Оживление медленно сходит с его лица, и голос его звучит приглушенно и грустно.
— Только с ней когда-то. Мы с ней вдвоем постоянно гуляли, исходили все дороги, объездили все окрестности. И как это было чудесно. Она мало говорила, но как она умела слушать! И понимать меня. Раз, когда мы с ней возвращались домой, до того усталые, что с трудом передвигали ноги, я подумал — как хорошо было бы сейчас лечь здесь, под шуршащим тополем, обняться и уснуть вместе. И ведь мысль о смерти всегда присутствует в любви — мне вдруг мучительно захотелось не только уснуть, но умереть вместе с нею. Не сейчас, конечно, умереть с нею. А когда придет мой час. Я пожелал это с такой силой, что почувствовал боль в горле. Но я не сказал ей: «Я хочу умереть вместе с тобой». Нет, ведь она на столько лет моложе меня и будет еще долго жить после моей смерти. Я сдержался. Я не сказал ничего. И все-таки она почувствовала. Она поняла. Ее нежные, прелестные пальцы вздрогнули в моей руке — в ответ. Будто выражая согласие и готовность исполнить и это мое желание…

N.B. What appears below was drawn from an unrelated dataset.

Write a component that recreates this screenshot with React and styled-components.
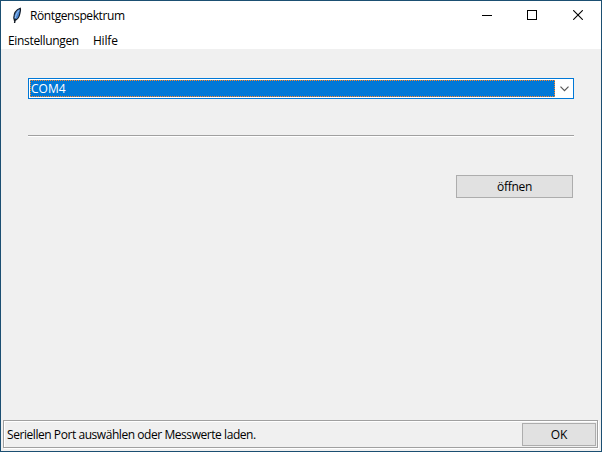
import React from "react";
import styled, { createGlobalStyle } from "styled-components";

const GlobalStyle = createGlobalStyle`
  * { box-sizing: border-box; }
  body { margin: 0; overflow: hidden; }
`;

const Window = styled.div`
  width: 602px;
  height: 452px;
  display: flex;
  flex-direction: column;
  border: 1px solid #1b4f72;
  background: #f0f0f0;
  color: #000;
  font-family: "Open Sans", "Noto Sans", sans-serif;
  font-size: 12px;
  line-height: 16px;
`;

const Label = styled.span`
  display: block;
  white-space: nowrap;
  letter-spacing: ${(p) => p.$spacing || 0}px;
`;

const TitleBar = styled.header`
  height: 30px;
  flex: none;
  display: flex;
  align-items: center;
  padding-left: 9px;
  background: #fff;
`;

const Title = styled(Label)`
  flex: 1;
  margin-left: 4px;
`;

const Caption = styled.button`
  width: ${(p) => p.$width || 45}px;
  height: 28px;
  padding: 0;
  border: 0;
  background: transparent;
  display: flex;
  align-items: center;
  justify-content: center;
  svg { display: block; }
`;

const Captions = styled.div`
  display: flex;
  align-self: flex-start;
`;

const MenuBar = styled.nav`
  height: 18px;
  flex: none;
  display: flex;
  align-items: center;
  gap: 14px;
  padding: 2px 0 0 7px;
  background: #fff;
`;

const Content = styled.main`
  flex: 1;
  display: flex;
  flex-direction: column;
  padding: 29px 27px 0;
`;

const Combo = styled.div`
  height: 21px;
  width: 546px;
  display: flex;
  padding: 1px;
  border: 1px solid #0078d7;
  background: #fff;
`;

const dotsX = "repeating-linear-gradient(90deg, #ff8728 0 1px, #0078d7 1px 2px)";
const dotsY = "repeating-linear-gradient(180deg, #ff8728 0 1px, #0078d7 1px 2px)";

const Selection = styled.div`
  width: 525px;
  height: 17px;
  display: flex;
  align-items: center;
  padding-left: 1px;
  background:
    ${dotsX} top / 100% 1px no-repeat,
    ${dotsX} bottom / 100% 1px no-repeat,
    ${dotsY} left / 1px 100% no-repeat,
    ${dotsY} right / 1px 100% no-repeat,
    #0078d7;
  color: #fff;
`;

const Arrow = styled.div`
  flex: 1;
  display: flex;
  align-items: center;
  justify-content: center;
  padding-left: 2px;
`;

const Separator = styled.div`
  width: 546px;
  height: 2px;
  margin-top: 36px;
  border-top: 1px solid #a0a0a0;
  border-bottom: 1px solid #fff;
`;

const Button = styled.button`
  width: ${(p) => p.$width}px;
  height: 23px;
  padding: 0;
  display: flex;
  align-items: center;
  justify-content: center;
  border: 1px solid #adadad;
  background: #e1e1e1;
  color: #000;
  font: inherit;
`;

const Actions = styled.div`
  display: flex;
  justify-content: flex-end;
  width: 545px;
  margin-top: 38px;
`;

const StatusBar = styled.footer`
  flex: none;
  height: 28px;
  margin: 0 3px 3px 2px;
  border: 1px solid #a0a0a0;
  box-shadow: 1px 1px 0 #fff, inset 1px 1px 0 #fff;
  display: flex;
  align-items: center;
  justify-content: space-between;
  padding: 1px 1px 0 3px;
`;

const Feather = () => (
  <svg width="16" height="18" viewBox="0 0 16 18">
    <path d="M10.3 1.3C6.7 2.6 3.9 6.3 3.8 10.9L4.4 13.4C7.2 12.9 9 10.4 9.6 7.5C10.1 5.2 11 3.1 10.3 1.3Z" fill="#4a86d2" stroke="#111a26" strokeWidth="1.2" />
    <path d="M8.9 3.4C6.6 6.2 5.6 8.8 5.1 11.4" fill="none" stroke="#a5cbf8" strokeWidth="1" />
    <path d="M5.2 11.7L4.6 16" fill="none" stroke="#101820" strokeWidth="1.4" />
  </svg>
);

export default function App() {
  return (
    <>
      <GlobalStyle />
      <Window>
        <TitleBar>
          <Feather />
          <Title $spacing={-0.4}>Röntgenspektrum</Title>
          <Captions>
            <Caption aria-label="Minimieren">
              <svg width="10" height="10" shapeRendering="crispEdges"><path d="M0 5.5H10" stroke="#000" /></svg>
            </Caption>
            <Caption aria-label="Maximieren">
              <svg width="10" height="10" shapeRendering="crispEdges"><path d="M.5 .5H9.5V9.5H.5Z" fill="none" stroke="#000" /></svg>
            </Caption>
            <Caption $width={47} aria-label="Schließen">
              <svg width="10" height="10"><path d="M.2 .2L9.8 9.8M9.8 .2L.2 9.8" stroke="#000" strokeWidth="1.1" /></svg>
            </Caption>
          </Captions>
        </TitleBar>
        <MenuBar>
          <Label $spacing={-0.33}>Einstellungen</Label>
          <Label $spacing={-0.15}>Hilfe</Label>
        </MenuBar>
        <Content>
          <Combo>
            <Selection><Label>COM4</Label></Selection>
            <Arrow>
              <svg width="9" height="6"><path d="M.5 .7L4.5 4.7L8.5 .7" fill="none" stroke="#555" strokeWidth="1.2" /></svg>
            </Arrow>
          </Combo>
          <Separator />
          <Actions>
            <Button $width={117}><Label $spacing={-0.3}>öffnen</Label></Button>
          </Actions>
        </Content>
        <StatusBar>
          <Label $spacing={-0.44}>Seriellen Port auswählen oder Messwerte laden.</Label>
          <Button $width={74}><Label>OK</Label></Button>
        </StatusBar>
      </Window>
    </>
  );
}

Он молчит с минуту, потом говорит срывающимся голосом:
— И все-таки она меня бросила, бесчеловечно бросила.
— А Веру Николаевну вы тоже так любите? — неожиданно спрашиваю я и, смутившись от собственной бестактности, чувствую, что краснею…
— Веру Николаевну? Нет. Совсем другое дело. Даже сравнивать дико. Люблю ли я ее? Разве я люблю свою руку или ногу? Разве я замечаю воздух, которым дышу? А отсеки мне руку или ногу, или лиши меня воздуха — я изойду кровью, задохнусь — умру…
И, помолчав, заканчивает:
— Всегда благодарю бога, до последнего моего вздоха благодарить его буду за то, что он послал мне Веру Николаевну».
ГЛАВА XVI
…В конце апреля Бунин вернулся в Париж. Почти все лето он проболел. Мучили припадки астмы. На октябрь, к дню рождения, назначил вечер — нужны были деньги. Он обещал «рассказать кое-что из своей жизни».
Послевоенный Париж сделался беднее — меньше осталось русских, большинство из них еле-еле сводили концы с концами. Им стало не до литературных вечеров.
Чтобы подогреть несколько интерес, Бунин писал весьма своеобразные «самоинтервью» и публиковал в газетах. Вот, к примеру, одно из них:
«Мы застали Ивана Алексеевича в его кабинете за письменным столом, в халате, в очках, с пером в руке… — Bonjour maitre![90] Маленькое интервью… в связи с вашим вечером 26 октября… Но мы, кажется помешали, — вы пишете? Простите, пожалуйста…
Иван Алексеевич притворяется сердитым:
— Метр, метр! Сам Анатоль Франс сердился на это слово: «Maitre de quoi?»[91] И когда меня называют метром, мне хочется сказать плохой каламбур: «Я уже так стар и будто бы так знаменит, что пора меня называть километром». Но к делу. О чем вы хотите беседовать со мной?
— Прежде всего о том, как вы поживаете, как ваше здоровье, чем порадуете нас на вечере, что сейчас пишете..?
— Как поживаю! Горе только рака красит, говорит пословица. Знаете-ли вы чьи-то чудесные стихи?[92]
— Но где ж мне взять самообладания? Я лошадь не совсем простого звания, а главное, довольно старая и потому трудности существования, которых, как вы знаете у многих немало, а у меня особенно, переношу с некоторым отвращением и даже обидой: по своим летам и по тому, сколько я пахал на литературной «ниве», мог бы жить немного лучше. И уже давно не пишу ничего, кроме просьб господину сборщику налогов о рассрочке их для меня. Я и прежде почти ничего не писал в Париже, уезжал для этого на юг, а теперь куда и на какие средства поедешь? Вот и сижу в этой квартирке, в тесноте и уж если не в холоде, то в довольно неприятной прохладе, а порой и на пище св. Антония: доктор советует есть, например, печенку, а эта печенка, которую прежде покупали для кошек, стоит теперь 950 франков кило[93].
93
Для сравнения скажем, что экземпляр «Темных аллей» — отлично изданных, на хорошей бумаге стоил всего 150 франков! Цена стольких же граммов печенки.